My advice to others is don’t give up, stay true to what you want to achieve, and keep believing in yourself and your students. Being a teacher is not all sweetness and light, and there are many times you will question yourself and your choices, if you find yourself doing that too often, then find another career.
What advice would you give to a teacher just starting out on a journey of professional development?
Do as much as you can to keep improving, to keep your ideas for the classroom fresh and vibrant. By constantly trying to keep our classroom practice interesting and relevant for our students, we not only provide them with a powerfully motivating space but also provide ourselves with the motivation to be the best teacher we can.

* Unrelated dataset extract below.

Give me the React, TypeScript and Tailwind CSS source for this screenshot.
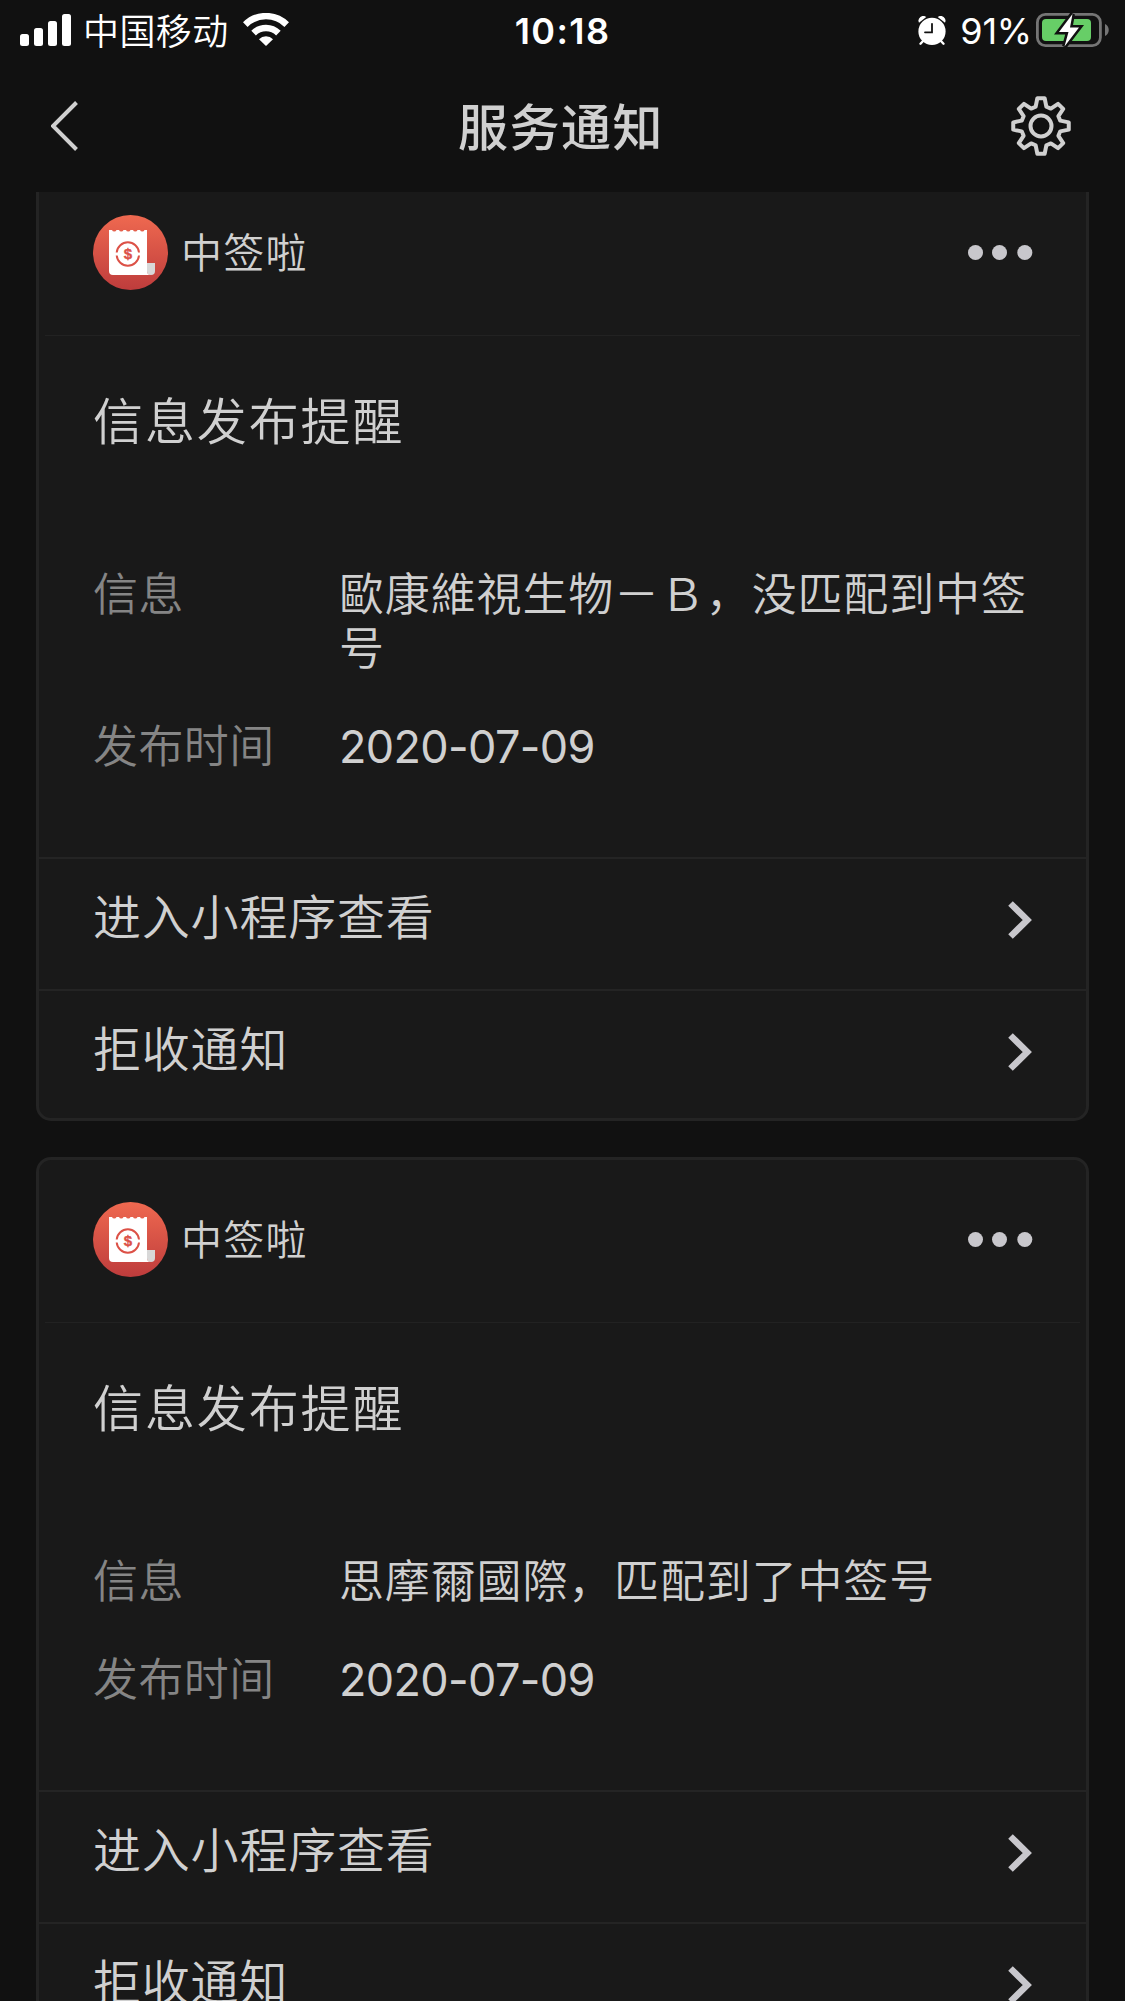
import type { ReactNode } from "react";

type Notice = {
  info: string;
  date: string;
};

const notices: Notice[] = [
  { info: "歐康維視生物－Ｂ，没匹配到中签号", date: "2020-07-09" },
  { info: "思摩爾國際，匹配到了中签号", date: "2020-07-09" },
];

// eight teeth, each one with a narrow tip and a wider foot
const gearPoints = Array.from({ length: 8 }, (_, i) =>
  [
    [-15.5, 20],
    [-7.5, 28],
    [7.5, 28],
    [15.5, 20],
  ].map(([offset, r]) => {
    const a = ((i * 45 + offset) * Math.PI) / 180;
    return `${(30 + r * Math.sin(a)).toFixed(2)},${(30 - r * Math.cos(a)).toFixed(2)}`;
  })
)
  .flat()
  .join(" ");

function StatusBar() {
  return (
    <div className="grid h-[60px] grid-cols-3 text-[36px] leading-[62px] text-white">
      <div className="flex pl-5">
        <svg className="mt-3.5 h-8 w-[51px]" viewBox="0 0 51 32" fill="currentColor">
          <rect x="0" y="20" width="9" height="12" rx="2.5" />
          <rect x="14" y="14" width="9" height="18" rx="2.5" />
          <rect x="28" y="7" width="9" height="25" rx="2.5" />
          <rect x="42" y="0" width="9" height="32" rx="2.5" />
        </svg>
        <span className="ml-3 pt-px font-[350] tracking-[0.4px]">中国移动</span>
        <svg className="mt-[13px] ml-3.5 h-[33px] w-[46px]" viewBox="0 0 46 33">
          <g fill="none" stroke="currentColor" strokeWidth="6.5">
            <path d="M2.3 11.6a29.5 29.5 0 0 1 41.4 0" />
            <path d="M10.6 20.1a17.6 17.6 0 0 1 24.8 0" />
          </g>
          <path d="M23 33l-7-6.8a9.8 9.8 0 0 1 14 0z" fill="currentColor" />
        </svg>
      </div>
      <div className="text-center font-semibold tracking-[1.4px]">10:18</div>
      <div className="flex justify-end pr-4">
        <svg className="mt-4 h-[29px] w-7" viewBox="0 0 28 29">
          <g fill="currentColor">
            <circle cx="14" cy="15.4" r="13.6" />
            <path d="M1 6.8A4.8 4.8 0 0 1 8.3 1z" />
            <path d="M27 6.8A4.8 4.8 0 0 0 19.7 1z" />
          </g>
          <path d="M5.5 24.5l-3 3.2M22.5 24.5l3 3.2" stroke="currentColor" strokeWidth="2.4" strokeLinecap="round" />
          <path d="M14 7.8v8.5H7" fill="none" stroke="#111" strokeWidth="1.8" strokeLinecap="round" />
        </svg>
        <span className="ml-3.5 font-normal tracking-[-0.2px]">91%</span>
        <svg className="mt-[13px] ml-1 h-[34px] w-[73px]" viewBox="0 0 73 34">
          <rect x="1.4" y="1.4" width="63" height="31.2" rx="8" fill="none" stroke="#757575" strokeWidth="2.8" />
          <path d="M69 11v12c5-2 5-10 0-12z" fill="#757575" />
          <rect x="6" y="6" width="49" height="22" rx="4" fill="#67ce67" />
          <path d="M36.5 1L23 19h9.5L28.5 33.5 43 14.5H34z" fill="#fff" stroke="#111" strokeWidth="5" />
          <path d="M36.5 1L23 19h9.5L28.5 33.5 43 14.5H34z" fill="#fff" />
        </svg>
      </div>
    </div>
  );
}

function NavBar() {
  return (
    <div className="flex h-[132px] items-center justify-between pr-[54px] pl-[51px] text-[#d0d0d0]">
      <svg className="h-[50px] w-[60px]" viewBox="0 0 60 50" fill="none" stroke="currentColor" strokeWidth="4">
        <path d="M25.5 1.5L2 25l23.5 23.5" />
      </svg>
      <h1 className="pt-1 text-[50px] leading-none font-medium tracking-[1.5px]">服务通知</h1>
      <svg className="h-[60px] w-[60px]" viewBox="0 0 60 60" fill="none" stroke="currentColor" strokeWidth="4">
        <polygon points={gearPoints} strokeLinejoin="round" />
        <circle cx="30" cy="30" r="10.5" />
      </svg>
    </div>
  );
}

function Avatar({ id }: { id: string }) {
  return (
    <svg className="h-[75px] w-[75px]" viewBox="0 0 75 75">
      <defs>
        <linearGradient id={id} x1="0" y1="0" x2="0" y2="1">
          <stop offset="0" stopColor="#ef6950" />
          <stop offset="1" stopColor="#be3c3c" />
        </linearGradient>
      </defs>
      <circle cx="37.5" cy="37.5" r="37.5" fill={`url(#${id})`} />
      <path d="M54 48h8v8a4 4 0 0 1-8 0z" fill="#d8d8d8" />
      <path
        d="M16 15h3a2.400 2.400 0 0 0 4.500 0h2.500a2.400 2.400 0 0 0 4.500 0h2.500a2.400 2.400 0 0 0 4.500 0h2.500a2.400 2.400 0 0 0 4.500 0h2.500a2.400 2.400 0 0 0 4.500 0H54v41a4 4 0 0 0 4 4H20a4 4 0 0 1-4-4z"
        fill="#fff"
      />
      <path
        d="M23.7 37.5a11.2 11.2 0 0 1 22.3 0M23.7 40.5a11.2 11.2 0 0 0 22.3 0"
        fill="none"
        stroke="#dc5147"
        strokeWidth="2"
      />
      <text
        x="34.8"
        y="44.3"
        textAnchor="middle"
        fontSize="15"
        fontWeight="700"
        fill="#dc5147"
        stroke="#dc5147"
        strokeWidth="0.4"
        className="font-['Liberation_Sans_Narrow','Liberation_Sans',sans-serif]"
      >
        $
      </text>
    </svg>
  );
}

function Field({ label, children }: { label: string; children: ReactNode }) {
  return (
    <div className="flex text-[45px] leading-[54px]">
      <div className="w-[246px] shrink-0 tracking-[0.4px] text-[#858585]">{label}</div>
      <div className="w-[700px] break-all text-[#d0d0d0]">{children}</div>
    </div>
  );
}

function Action({ label }: { label: string }) {
  return (
    <div className="flex h-[132px] items-start justify-between border-t-2 border-[#242424] px-[54px] last:h-[129px]">
      <span className="mt-[29px] text-[48px] leading-[60px] tracking-[0.8px] text-[#d0d0d0]">{label}</span>
      <svg className="mt-[42px] h-[38px] w-6" viewBox="0 0 24 38" fill="none" stroke="#c8c7cc" strokeWidth="6.5">
        <path d="M2.5 2.5L19.3 19l-16.8 16.5" />
      </svg>
    </div>
  );
}

function NoticeCard({ notice, id }: { notice: Notice; id: string }) {
  return (
    <div className="rounded-[15px] border-3 border-[#242424] bg-[#191919] font-[350]">
      <div className="mx-1.5 flex h-[163px] items-center border-b border-[#222] pr-[47px] pb-[3px] pl-12">
        <Avatar id={id} />
        <span className="ml-[13px] pt-px text-[41px] leading-none tracking-[1.3px] text-[#d0d0d0]">中签啦</span>
        <svg className="ml-auto h-[15px] w-[65px]" viewBox="0 0 65 15" fill="#c8c7cc">
          <circle cx="7.5" cy="7.5" r="7.5" />
          <circle cx="31.5" cy="7.5" r="7.5" />
          <circle cx="56.8" cy="7.5" r="7.5" />
        </svg>
      </div>
      <div className="px-[54px] pt-14 pb-[83px]">
        <h2 className="text-[50px] leading-[60px] tracking-[1.9px] text-[#d0d0d0]">信息发布提醒</h2>
        <div className="mt-[116px] flex flex-col gap-11">
          <Field label="信息">
            <span className="tracking-[0.85px]">{notice.info}</span>
          </Field>
          <Field label="发布时间">
            <span className="font-normal tracking-[-0.65px]">{notice.date}</span>
          </Field>
        </div>
      </div>
      <div>
        <Action label="进入小程序查看" />
        <Action label="拒收通知" />
      </div>
    </div>
  );
}

export default function App() {
  return (
    <div className="flex h-[2001px] w-[1125px] flex-col overflow-hidden bg-[#111] font-['Inter','Noto_Sans_CJK_SC',sans-serif]">
      <StatusBar />
      <NavBar />
      <div className="min-h-0 flex-1 overflow-hidden px-9">
        {/* list is scrolled a little, so the first card starts under the nav bar */}
        <div className="-mt-[22px] flex flex-col gap-9">
          {notices.map((notice, i) => (
            <NoticeCard key={i} notice={notice} id={`avatar-${i}`} />
          ))}
        </div>
      </div>
    </div>
  );
}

Remember not every class will be brilliant and not every student will like your teaching style. In fact, you might leave some classes thinking, “that was total rubbish!” But the fact that you realize it was rubbish and that you are reflecting on that is important. Keep a close eye on the teacher you are and the teacher you inspire to become and maybe in some amazing classes the two will merge into one. One of my colleagues (still teaching well into his seventies) would sometimes arrive back in the staff room with an enormous smile and announce, “Another educational triumph!” We all knew he had just had one of those near perfect classes we all strive for but which can be elusive and certainly impossible to replicate… they sometimes happen out of the blue, miles away from lesson plans and textbooks…
What’s your favorite quotation about being a teacher?
“If you light a lamp for somebody, it will also brighten your own path.”
I think teaching is like this. My path is lit by the smiles and successes of all my students, past and present. It’s a very bright and shiny path!